Friday, October 1, 2021

A couple of curious things about Fresno

Like the late Rodney Dangerfield, Fresno gets no respect. The name itself has been treated as a joke.



But Fresno is not a small place. It's larger than Sacramento and around 60% the size of San Francisco, and it has also become a major hotspot in California's housing crisis.

From the LA Times:

The sky-high rents in the Bay Area and Los Angeles garner most of the attention in debates about California’s housing affordability woes. But few places in the country have seen such dramatic growth in what it costs to rent an apartment as Fresno, the state’s fifth-largest city.

The monthly rent for an average apartment in Fresno has gone up nearly 60% since 2017 to $1,469. Fresno’s median home value has risen almost as much over the same time and is now $331,000.

This is not a recent development.


Remember Paul Krugman's theory (discussed here) about high income, high tech enclaves? You don't get much further from that than Fresno. The area is poor. The economic driver is agriculture. 

It's not picking up spillover from a major metropolitan area. It's the biggest city for more than two hours in any direction.

Nor can you blame a population surge. The city's growth rate over the past decade is the lowest it has ever been since it was incorporated in 1885. 

But here's the part that puzzles me most about Fresno and to a lesser degree, about most cities west of the Mississippi suffering through the housing crisis. Take a look at the city from a distance.






Now let's zoom in to the area just west of the city (though we could pretty much pick any direction except northeast).




Why doesn't Fresno sprawl? I'm not saying it should. That's a debate for another time. I'm asking why it doesn't.

Go a mile or two past the city and there's almost nothing but farm land. Yes, it's amazingly fertile and wonderfully suited for agriculture, but still worth a fraction of what the owners should be able to get from developers.

Fresno County covers just under 6,000 square miles. More than half the population lives on less than 2% of that land. Even when you take away the part covered by nation parks and forests, this still leaves a tremendous amount of space and a tremendous potential for profit. Just for fun, take one square mile, less than a tenth of a percent of the county and play around with the value of that many houses in the current market.

And it's not just the current market. Housing prices have been hot and getting hotter for almost a decade. Why have developers been leaving huge and growing piles of money on the table?

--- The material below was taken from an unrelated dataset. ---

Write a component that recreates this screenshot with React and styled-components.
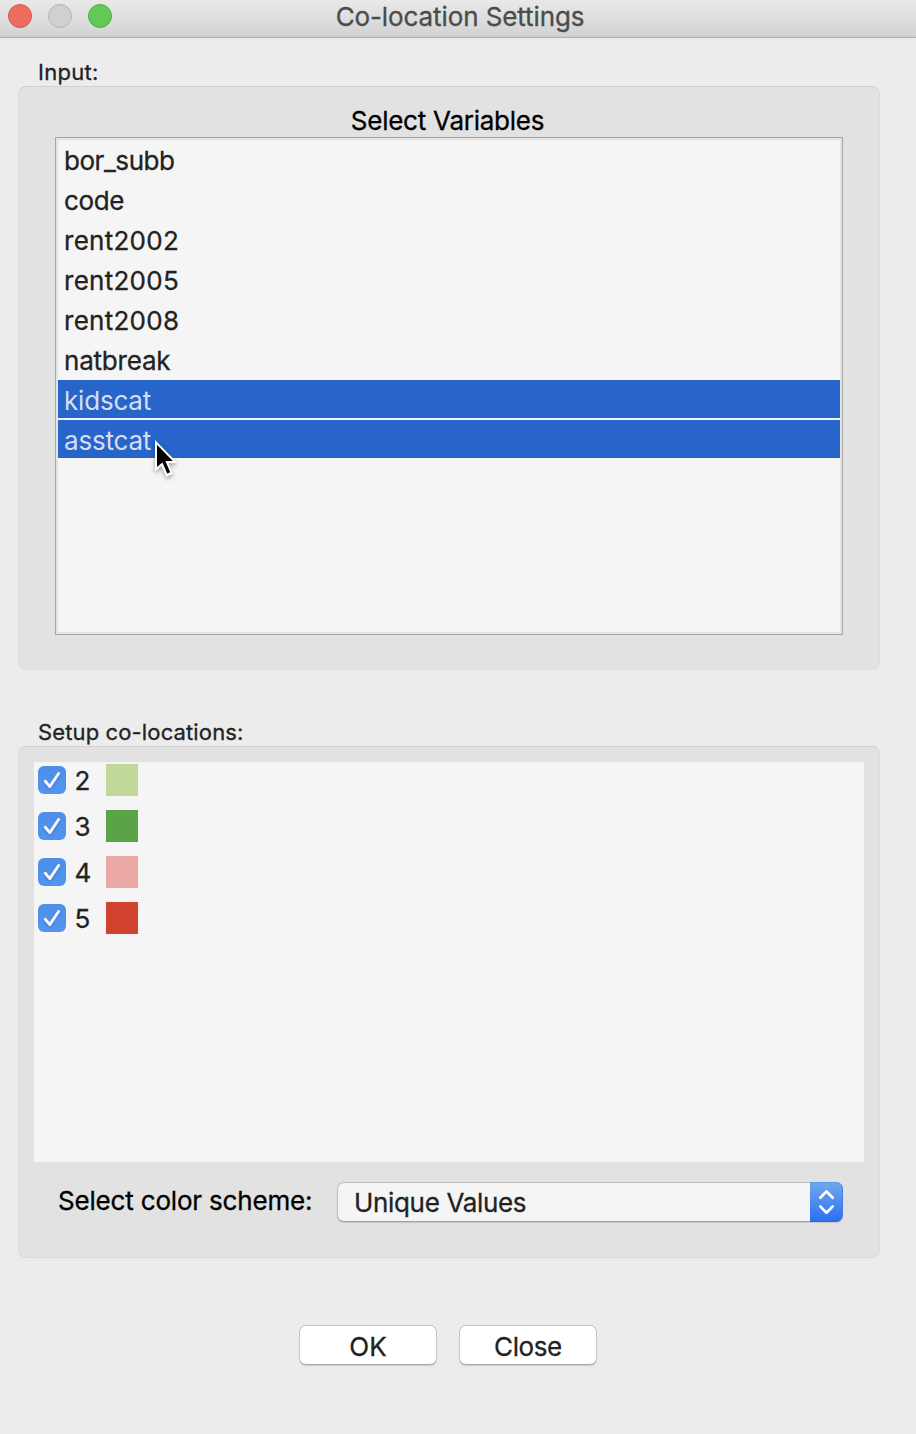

The evils of sprawl are frequently invoked in the housing debate. The mystery of the lack of sprawl, particularly in an age of remote work, goes virtually unmentioned, but it really is the dog that did not bark. In places like Austin, Texas, or London, Ontario, or Fresno, California, the conditions are right and the incentives are there, but it just isn't happening, and until you can explain that, you don't have a handle on what's going on. 

1 comment:

  1. I'd think Fresno's low growth rate would explain why there's no building boom. Prices could be rising due to a fixed population competing with itself, but any increase in stock would quickly run into a lack of new demand, and the market could crash. You seem to think that there's no reason for Fresno's population to grow. If that's correct, then building significant new housing wouldn't make sense. If Fresno is doing well economically for existing workers/businesses, but not creating new opportunities, there's no need for new housing. Rents go up because the owners think the renters can afford it. When the renters get tired of that, they look to buy, but since they've been being gouged on rent, they're willing to pay more. But if the rental unit owners have any say, they'd be uninterested in zoning new housing...

    (Ah. A fixed population. That sounds real nice. I lived 30 years in Boston and 35 in Tokyo. The growing pains continue unabated ad infinitum.)